Yrneh Gabon is a Jamaican born, multi-disciplinary, mixed media and performance artist based in Los Angeles. Gabon received his BFA from the University of Southern California (with distinguished honors) and his MFA from Otis College of Arts and Design. Gabon’s practice seeks balance and intersections between artistic representation, social activism, and social commentary — particularly regarding issues pertinent to Africa and people within its diaspora.

In 2014, after travels and research in Tanzania, Jamaica, and across America, Gabon was given his first solo and major body of work at the California African American Museum in Los Angeles, entitled, “Visibly Invisible." The exhibition focused on the killing, hunting, and mistreatment of people born with albinism. “Visibly Invisible" brought attention to the plight of people living with albinism with focus on occurrences in East Africa, which became instrumental in speaking at the United Nations in New York to advocate for the passing of the bill that protects people with albinism around the world. Another social practice work of note is his ongoing project, “Memba Mi Tell Yu/Listen Up Take Note,” an operetta on ecological climate change that brings awareness to the nexus of ecological climate change dealing with fire and water and now salt.

In 2017, Gabon completed a summer residency at the Fundación Sebastian in Mexico City. His work, entitled “Roots and Symbols,” explored the invisible people of African heritage in Mexico and the lack of equitable resources in communities of color in the black coastal Mexico. Gabon has held exhibitions in New York, California, and internationally, including Canada, Senegal, Jamaica, and the West Indies. In December 2018, Gabon had the distinct honor and privilege to be one of the featured international artists at the Musée des Civilisations Noires’ inaugural exhibition in Dakar, Senegal.

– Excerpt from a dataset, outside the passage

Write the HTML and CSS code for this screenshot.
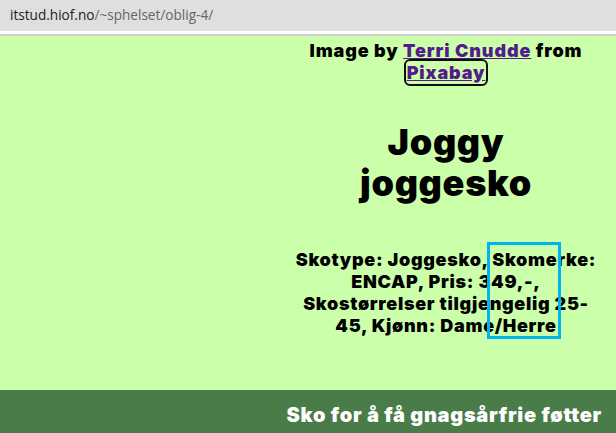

Gabon was invited to exhibit in the summer 2019 at the National Gallery and was a Guest Speaker at “Mi and Me Suitcase” Earl Warner Foundation, at the University of the West Indies (UWI) HQ fundraiser benefiting Scholarships for arts students, in Jamaica. A true artist in heart and soul, Gabon has been in the arts and entertainment for over 35 years and has worked as a poet, actor/singer, award winning director, producer, playwright, special effects make-up artist and creative director. Gabon’s purpose and aim continues to use of all mediums of art as a tool for empowerment, social activism and social commentary regarding issues surrounding Africa and its Diaspora. His work continues to create new narratives and extend dialogue between Africa and its Diaspora, both in the first and the developing world. Gabon 2022 Dakar biennale selecting “Salt” was inspired by his travels to Lac Rose in Senegal and explores the intersection of salt as a commodity in Africa and the United States. His upcoming Fulbright fellowship will take him to Southern African country of Botswana, where he will research the impact of Social to people, the ecological climate change in the Okavango Delta and Lake Makgadikgadi Salt Pond 2023-24.

“It is my mission to use my fine arts practice to re-education and address the inequities within undeserved communities and reconstruct a narrative, that bridge us as a people facing social, inspirational seeing with the mind’s eyes and speaking from the heart. We need to speak less and do more for positive and social empowerment.”